RAW DATA >>
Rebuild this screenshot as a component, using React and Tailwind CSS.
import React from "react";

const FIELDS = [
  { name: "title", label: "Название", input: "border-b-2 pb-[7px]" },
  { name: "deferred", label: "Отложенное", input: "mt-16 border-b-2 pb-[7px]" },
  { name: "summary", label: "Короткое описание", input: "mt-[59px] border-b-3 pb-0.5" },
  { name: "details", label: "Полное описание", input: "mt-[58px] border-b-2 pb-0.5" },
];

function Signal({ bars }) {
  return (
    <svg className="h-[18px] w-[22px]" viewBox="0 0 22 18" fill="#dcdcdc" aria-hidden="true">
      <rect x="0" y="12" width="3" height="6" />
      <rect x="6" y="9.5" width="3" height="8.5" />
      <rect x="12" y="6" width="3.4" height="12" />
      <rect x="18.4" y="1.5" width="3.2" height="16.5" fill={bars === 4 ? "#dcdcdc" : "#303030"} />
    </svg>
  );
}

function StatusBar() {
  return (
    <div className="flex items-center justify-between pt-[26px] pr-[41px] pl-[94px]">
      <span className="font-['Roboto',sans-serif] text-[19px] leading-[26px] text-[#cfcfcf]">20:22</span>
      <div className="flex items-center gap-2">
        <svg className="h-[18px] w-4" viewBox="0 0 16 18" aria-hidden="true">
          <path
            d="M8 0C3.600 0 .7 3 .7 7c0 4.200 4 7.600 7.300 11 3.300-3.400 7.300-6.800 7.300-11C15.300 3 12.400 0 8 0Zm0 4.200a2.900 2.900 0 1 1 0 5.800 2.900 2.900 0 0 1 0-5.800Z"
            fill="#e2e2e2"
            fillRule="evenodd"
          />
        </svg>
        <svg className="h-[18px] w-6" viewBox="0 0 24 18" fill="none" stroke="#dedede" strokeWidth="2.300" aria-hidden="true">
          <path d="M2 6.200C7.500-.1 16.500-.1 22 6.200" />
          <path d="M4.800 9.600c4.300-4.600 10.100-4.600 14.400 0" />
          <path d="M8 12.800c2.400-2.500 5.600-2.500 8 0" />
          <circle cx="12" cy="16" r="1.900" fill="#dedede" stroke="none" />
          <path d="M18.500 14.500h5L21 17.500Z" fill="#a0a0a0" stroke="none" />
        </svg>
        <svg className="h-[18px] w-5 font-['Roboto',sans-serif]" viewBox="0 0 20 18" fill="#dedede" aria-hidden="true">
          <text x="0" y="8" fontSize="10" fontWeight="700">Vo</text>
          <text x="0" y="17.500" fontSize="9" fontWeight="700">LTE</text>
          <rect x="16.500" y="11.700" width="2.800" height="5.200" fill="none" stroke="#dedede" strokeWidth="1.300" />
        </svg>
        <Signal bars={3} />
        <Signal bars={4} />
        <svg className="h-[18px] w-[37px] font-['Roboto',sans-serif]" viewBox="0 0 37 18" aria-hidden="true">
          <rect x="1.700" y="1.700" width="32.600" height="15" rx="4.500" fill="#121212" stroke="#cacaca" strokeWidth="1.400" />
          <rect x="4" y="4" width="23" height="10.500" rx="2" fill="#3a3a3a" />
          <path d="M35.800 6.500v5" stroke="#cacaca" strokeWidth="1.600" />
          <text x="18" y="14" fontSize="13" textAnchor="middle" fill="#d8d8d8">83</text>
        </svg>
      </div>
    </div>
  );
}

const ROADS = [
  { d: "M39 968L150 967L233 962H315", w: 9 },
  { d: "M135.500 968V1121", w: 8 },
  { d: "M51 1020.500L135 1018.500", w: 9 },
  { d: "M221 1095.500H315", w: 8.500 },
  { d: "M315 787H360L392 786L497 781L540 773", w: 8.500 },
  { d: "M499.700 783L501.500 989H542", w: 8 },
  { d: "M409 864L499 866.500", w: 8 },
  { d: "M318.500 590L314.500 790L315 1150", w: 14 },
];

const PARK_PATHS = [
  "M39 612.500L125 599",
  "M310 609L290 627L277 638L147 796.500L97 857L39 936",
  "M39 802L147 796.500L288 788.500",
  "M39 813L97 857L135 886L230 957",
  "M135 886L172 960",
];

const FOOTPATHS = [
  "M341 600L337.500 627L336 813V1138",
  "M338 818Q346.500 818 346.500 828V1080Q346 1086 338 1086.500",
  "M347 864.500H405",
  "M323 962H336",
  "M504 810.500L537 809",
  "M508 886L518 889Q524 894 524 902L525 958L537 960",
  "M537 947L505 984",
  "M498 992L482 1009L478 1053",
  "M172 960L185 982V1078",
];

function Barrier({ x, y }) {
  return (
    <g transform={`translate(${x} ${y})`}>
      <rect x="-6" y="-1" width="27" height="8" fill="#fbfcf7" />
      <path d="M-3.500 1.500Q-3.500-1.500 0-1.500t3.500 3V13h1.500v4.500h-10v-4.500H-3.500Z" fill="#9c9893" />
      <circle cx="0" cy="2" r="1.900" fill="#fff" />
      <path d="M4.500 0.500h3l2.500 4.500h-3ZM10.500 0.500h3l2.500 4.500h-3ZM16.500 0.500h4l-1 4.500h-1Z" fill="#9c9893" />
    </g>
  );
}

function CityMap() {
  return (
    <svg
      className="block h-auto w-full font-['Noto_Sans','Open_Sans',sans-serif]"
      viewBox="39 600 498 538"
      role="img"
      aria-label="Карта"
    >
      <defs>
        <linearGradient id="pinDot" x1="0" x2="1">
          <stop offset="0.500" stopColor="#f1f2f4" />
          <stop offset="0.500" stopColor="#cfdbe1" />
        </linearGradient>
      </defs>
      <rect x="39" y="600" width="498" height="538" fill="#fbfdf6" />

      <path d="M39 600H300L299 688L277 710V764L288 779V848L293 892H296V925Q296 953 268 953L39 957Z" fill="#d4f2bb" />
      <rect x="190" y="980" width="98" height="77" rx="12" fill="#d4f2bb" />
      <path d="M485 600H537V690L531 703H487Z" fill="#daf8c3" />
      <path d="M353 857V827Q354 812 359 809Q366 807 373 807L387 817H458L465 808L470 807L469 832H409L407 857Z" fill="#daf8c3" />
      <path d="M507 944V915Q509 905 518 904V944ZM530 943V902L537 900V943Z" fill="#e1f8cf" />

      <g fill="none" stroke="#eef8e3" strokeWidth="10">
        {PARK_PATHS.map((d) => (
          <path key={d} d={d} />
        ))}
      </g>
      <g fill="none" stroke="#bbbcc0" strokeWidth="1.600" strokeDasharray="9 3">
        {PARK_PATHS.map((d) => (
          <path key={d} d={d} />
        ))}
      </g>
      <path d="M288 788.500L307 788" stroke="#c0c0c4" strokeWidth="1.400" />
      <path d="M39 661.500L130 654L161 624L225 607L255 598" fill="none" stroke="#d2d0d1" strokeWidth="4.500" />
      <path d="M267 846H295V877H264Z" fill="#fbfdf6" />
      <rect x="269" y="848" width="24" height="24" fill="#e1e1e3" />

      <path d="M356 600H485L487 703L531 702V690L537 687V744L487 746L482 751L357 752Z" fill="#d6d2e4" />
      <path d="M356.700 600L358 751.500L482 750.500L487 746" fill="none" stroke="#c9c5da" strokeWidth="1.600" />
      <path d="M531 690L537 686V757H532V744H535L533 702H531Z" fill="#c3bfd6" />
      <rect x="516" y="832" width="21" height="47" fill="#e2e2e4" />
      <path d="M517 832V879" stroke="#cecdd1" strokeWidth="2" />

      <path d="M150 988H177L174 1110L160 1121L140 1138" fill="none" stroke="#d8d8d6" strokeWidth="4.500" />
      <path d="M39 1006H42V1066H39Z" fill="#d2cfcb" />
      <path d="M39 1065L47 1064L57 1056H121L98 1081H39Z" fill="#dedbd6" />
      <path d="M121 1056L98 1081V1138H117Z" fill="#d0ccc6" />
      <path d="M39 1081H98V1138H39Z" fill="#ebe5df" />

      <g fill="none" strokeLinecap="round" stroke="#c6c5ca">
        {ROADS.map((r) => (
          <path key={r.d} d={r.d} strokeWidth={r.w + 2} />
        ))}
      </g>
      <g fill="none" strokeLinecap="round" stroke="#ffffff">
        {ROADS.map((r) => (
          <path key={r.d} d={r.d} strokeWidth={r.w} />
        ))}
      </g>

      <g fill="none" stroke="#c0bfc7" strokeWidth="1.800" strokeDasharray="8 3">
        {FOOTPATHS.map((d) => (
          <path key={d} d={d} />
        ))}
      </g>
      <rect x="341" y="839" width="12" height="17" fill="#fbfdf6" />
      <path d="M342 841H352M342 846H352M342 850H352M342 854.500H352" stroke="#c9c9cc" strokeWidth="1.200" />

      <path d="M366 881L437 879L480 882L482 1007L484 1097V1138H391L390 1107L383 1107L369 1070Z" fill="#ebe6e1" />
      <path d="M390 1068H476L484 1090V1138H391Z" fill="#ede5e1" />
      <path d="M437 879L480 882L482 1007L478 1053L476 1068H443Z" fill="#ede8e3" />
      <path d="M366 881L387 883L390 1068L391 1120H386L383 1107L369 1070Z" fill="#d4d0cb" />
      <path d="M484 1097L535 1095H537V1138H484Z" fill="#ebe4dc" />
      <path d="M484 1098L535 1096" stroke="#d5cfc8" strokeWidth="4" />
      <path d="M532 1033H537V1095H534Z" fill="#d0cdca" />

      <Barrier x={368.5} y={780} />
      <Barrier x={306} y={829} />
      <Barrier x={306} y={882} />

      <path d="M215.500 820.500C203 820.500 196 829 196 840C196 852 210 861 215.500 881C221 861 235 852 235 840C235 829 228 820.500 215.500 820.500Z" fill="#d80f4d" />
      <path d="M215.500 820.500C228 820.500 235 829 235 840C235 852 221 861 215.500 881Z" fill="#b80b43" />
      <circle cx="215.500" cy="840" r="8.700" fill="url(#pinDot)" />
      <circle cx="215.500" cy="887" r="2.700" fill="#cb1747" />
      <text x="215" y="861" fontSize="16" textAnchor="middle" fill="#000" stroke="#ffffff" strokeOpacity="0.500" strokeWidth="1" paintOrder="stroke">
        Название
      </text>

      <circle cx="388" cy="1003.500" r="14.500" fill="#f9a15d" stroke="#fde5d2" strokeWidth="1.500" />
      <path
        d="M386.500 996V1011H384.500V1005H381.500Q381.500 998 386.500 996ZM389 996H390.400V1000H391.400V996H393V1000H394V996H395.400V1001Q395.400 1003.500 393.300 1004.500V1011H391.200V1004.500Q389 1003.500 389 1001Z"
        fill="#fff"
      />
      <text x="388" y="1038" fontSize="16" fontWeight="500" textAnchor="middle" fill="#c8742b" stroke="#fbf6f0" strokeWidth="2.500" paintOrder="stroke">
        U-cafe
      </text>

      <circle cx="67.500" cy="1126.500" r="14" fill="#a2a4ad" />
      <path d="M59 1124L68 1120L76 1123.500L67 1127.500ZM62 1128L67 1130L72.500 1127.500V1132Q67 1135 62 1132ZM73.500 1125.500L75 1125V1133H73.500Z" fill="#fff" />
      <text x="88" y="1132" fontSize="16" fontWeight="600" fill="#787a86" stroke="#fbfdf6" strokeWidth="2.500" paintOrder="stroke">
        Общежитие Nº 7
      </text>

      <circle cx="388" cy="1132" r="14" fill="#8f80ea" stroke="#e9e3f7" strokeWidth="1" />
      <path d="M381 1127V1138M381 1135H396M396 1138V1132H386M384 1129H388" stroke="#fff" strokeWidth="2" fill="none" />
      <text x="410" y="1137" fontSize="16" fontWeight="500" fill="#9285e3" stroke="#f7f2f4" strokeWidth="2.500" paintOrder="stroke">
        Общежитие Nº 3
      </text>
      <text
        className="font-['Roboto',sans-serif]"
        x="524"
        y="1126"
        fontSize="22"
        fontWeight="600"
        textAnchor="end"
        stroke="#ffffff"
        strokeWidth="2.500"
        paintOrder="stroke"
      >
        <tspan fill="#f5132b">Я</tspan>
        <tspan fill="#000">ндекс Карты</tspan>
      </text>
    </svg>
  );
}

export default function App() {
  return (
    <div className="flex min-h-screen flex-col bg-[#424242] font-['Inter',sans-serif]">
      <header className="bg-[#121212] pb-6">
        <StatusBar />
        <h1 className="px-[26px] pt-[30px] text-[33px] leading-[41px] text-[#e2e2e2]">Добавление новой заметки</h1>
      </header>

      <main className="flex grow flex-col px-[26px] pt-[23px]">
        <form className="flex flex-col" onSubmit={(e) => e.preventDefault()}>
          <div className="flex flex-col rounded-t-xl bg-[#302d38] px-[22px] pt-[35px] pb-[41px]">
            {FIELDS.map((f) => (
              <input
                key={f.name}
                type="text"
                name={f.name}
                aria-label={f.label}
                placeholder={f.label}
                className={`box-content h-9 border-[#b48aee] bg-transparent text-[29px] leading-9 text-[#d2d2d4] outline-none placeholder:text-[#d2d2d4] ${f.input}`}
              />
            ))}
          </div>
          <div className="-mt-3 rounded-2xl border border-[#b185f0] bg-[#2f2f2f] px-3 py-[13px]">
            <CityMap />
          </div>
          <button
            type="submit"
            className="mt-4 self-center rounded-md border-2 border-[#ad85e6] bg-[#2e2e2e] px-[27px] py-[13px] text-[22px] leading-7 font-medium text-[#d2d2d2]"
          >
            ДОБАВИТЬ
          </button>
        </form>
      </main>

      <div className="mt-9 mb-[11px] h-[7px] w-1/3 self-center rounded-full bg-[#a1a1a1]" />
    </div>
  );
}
--
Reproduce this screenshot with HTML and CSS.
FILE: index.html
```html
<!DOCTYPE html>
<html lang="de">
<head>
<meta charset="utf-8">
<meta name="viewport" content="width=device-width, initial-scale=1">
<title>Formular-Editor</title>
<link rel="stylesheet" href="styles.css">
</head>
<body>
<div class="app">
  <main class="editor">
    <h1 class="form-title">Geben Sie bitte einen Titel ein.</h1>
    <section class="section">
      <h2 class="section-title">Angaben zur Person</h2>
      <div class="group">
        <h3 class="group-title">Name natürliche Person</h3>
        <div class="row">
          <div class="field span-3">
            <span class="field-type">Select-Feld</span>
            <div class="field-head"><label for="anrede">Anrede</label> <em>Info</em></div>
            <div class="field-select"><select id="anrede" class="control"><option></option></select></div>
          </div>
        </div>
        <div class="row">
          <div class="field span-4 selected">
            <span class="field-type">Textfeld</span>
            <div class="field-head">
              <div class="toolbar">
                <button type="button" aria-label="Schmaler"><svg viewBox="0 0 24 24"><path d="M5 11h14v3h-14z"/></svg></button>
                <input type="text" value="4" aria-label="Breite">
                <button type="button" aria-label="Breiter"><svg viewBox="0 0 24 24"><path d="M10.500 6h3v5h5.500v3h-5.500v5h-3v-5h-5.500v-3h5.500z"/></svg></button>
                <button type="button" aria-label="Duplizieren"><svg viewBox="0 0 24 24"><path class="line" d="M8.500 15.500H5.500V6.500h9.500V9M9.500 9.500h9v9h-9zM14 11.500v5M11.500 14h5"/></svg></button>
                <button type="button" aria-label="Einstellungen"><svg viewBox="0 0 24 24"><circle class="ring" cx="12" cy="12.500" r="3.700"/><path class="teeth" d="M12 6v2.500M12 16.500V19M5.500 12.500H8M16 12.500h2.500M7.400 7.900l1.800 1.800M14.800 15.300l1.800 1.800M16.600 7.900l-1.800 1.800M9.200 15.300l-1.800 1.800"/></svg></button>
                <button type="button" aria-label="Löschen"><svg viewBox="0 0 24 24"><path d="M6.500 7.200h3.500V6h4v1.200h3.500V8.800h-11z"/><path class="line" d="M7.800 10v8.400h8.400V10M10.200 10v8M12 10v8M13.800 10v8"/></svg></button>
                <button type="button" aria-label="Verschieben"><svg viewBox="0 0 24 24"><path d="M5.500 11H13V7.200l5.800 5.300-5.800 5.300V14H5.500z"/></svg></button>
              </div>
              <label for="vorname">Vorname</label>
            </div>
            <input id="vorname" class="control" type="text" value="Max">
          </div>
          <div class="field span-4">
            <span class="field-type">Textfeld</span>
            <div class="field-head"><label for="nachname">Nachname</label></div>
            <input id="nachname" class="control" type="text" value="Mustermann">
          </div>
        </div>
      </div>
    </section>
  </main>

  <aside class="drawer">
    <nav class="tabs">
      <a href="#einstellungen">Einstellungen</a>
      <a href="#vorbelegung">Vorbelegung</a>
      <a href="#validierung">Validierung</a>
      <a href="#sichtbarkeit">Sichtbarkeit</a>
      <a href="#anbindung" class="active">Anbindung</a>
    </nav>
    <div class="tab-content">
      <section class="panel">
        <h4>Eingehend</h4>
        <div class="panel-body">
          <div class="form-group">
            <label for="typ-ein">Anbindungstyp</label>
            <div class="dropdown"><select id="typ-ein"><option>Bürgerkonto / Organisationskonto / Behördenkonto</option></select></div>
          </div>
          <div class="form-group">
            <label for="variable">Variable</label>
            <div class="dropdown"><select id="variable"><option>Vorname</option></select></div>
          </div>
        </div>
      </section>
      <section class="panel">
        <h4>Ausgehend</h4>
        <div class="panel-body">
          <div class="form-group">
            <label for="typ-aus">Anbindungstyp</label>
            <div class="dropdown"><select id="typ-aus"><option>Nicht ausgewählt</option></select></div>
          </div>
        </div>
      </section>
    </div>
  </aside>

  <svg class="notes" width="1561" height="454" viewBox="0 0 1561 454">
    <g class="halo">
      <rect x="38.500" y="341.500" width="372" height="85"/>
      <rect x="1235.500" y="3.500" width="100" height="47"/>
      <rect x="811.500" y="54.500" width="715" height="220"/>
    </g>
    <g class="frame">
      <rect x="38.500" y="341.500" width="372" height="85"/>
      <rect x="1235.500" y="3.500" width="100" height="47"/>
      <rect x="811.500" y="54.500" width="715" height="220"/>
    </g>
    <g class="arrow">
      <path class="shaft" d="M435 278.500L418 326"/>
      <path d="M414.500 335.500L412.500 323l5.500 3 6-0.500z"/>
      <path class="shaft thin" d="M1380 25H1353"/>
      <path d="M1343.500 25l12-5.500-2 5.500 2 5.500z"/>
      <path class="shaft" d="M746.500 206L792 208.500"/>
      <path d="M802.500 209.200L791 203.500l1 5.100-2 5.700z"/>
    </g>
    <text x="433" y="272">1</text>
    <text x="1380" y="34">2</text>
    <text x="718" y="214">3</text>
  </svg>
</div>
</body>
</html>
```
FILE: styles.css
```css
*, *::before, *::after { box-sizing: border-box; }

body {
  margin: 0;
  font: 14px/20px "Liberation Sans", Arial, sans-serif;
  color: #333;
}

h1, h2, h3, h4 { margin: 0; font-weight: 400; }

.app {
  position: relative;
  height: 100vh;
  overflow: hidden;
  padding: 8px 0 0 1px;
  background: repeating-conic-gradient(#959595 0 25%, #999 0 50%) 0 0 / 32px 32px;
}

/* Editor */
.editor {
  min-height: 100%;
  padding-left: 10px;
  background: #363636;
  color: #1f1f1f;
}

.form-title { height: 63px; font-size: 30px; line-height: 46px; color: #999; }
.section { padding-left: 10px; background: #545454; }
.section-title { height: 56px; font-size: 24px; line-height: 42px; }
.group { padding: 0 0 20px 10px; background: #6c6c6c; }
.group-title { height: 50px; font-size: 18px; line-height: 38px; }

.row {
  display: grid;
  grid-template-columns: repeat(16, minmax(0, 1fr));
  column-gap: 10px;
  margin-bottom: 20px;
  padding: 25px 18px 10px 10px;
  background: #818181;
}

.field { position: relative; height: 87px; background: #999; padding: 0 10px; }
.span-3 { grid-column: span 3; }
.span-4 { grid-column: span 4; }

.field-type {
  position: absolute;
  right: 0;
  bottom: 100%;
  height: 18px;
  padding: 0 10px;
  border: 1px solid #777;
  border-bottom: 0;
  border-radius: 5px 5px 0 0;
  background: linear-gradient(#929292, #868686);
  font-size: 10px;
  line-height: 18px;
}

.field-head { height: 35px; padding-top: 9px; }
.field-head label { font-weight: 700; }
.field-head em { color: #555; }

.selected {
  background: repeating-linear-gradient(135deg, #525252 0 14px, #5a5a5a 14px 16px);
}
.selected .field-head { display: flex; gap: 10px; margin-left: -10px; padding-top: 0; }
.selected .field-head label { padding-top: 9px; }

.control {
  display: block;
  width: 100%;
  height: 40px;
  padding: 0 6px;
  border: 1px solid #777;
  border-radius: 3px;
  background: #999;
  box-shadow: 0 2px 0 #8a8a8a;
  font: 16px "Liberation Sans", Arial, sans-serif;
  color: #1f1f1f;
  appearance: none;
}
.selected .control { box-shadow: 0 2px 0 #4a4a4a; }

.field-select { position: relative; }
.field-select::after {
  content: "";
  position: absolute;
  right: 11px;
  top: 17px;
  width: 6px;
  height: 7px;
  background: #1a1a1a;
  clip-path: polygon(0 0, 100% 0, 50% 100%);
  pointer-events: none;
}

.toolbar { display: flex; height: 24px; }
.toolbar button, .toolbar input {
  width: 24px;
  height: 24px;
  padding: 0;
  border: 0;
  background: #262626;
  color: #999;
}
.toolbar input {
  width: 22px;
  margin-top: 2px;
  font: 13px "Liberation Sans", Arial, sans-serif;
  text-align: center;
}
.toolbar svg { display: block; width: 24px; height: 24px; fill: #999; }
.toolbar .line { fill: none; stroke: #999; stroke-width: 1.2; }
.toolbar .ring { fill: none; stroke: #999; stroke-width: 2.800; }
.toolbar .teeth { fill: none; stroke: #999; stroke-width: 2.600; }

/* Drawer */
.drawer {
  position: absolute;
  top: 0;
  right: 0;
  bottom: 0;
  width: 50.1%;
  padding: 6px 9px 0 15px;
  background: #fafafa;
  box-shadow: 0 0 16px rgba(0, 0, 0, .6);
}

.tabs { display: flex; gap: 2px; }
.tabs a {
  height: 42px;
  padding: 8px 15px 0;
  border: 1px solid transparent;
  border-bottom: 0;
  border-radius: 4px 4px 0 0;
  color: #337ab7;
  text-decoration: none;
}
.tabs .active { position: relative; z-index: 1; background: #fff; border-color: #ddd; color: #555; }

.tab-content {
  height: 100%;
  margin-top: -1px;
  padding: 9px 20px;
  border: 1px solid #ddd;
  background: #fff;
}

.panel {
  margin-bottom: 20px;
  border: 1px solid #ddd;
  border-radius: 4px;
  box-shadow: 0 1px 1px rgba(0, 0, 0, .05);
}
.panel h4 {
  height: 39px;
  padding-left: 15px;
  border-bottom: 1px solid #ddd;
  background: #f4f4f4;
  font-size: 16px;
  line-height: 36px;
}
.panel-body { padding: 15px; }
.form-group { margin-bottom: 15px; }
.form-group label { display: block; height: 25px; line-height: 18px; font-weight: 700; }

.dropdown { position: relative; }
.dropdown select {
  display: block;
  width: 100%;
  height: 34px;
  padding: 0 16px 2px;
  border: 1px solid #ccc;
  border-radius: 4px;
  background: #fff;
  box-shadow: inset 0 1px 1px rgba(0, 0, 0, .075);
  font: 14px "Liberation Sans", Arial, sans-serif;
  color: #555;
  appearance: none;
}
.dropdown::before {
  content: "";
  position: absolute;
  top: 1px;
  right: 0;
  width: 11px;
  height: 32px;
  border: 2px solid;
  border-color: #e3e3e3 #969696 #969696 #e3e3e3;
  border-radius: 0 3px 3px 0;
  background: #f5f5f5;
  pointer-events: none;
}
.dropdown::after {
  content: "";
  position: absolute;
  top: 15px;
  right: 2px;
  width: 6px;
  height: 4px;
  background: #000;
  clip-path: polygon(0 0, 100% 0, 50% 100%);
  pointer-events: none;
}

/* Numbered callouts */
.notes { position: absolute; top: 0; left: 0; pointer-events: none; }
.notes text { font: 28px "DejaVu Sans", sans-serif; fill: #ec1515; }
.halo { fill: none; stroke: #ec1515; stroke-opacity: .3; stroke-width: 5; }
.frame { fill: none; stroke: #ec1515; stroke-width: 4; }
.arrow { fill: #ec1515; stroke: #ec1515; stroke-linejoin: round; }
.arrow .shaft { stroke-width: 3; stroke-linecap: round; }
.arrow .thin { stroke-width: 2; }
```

GOAL OF THE EXERCISE >> Extract every line containing the string "React" from the data above.

IN RESPONSE >>
Rebuild this screenshot as a component, using React and Tailwind CSS.
import React from "react";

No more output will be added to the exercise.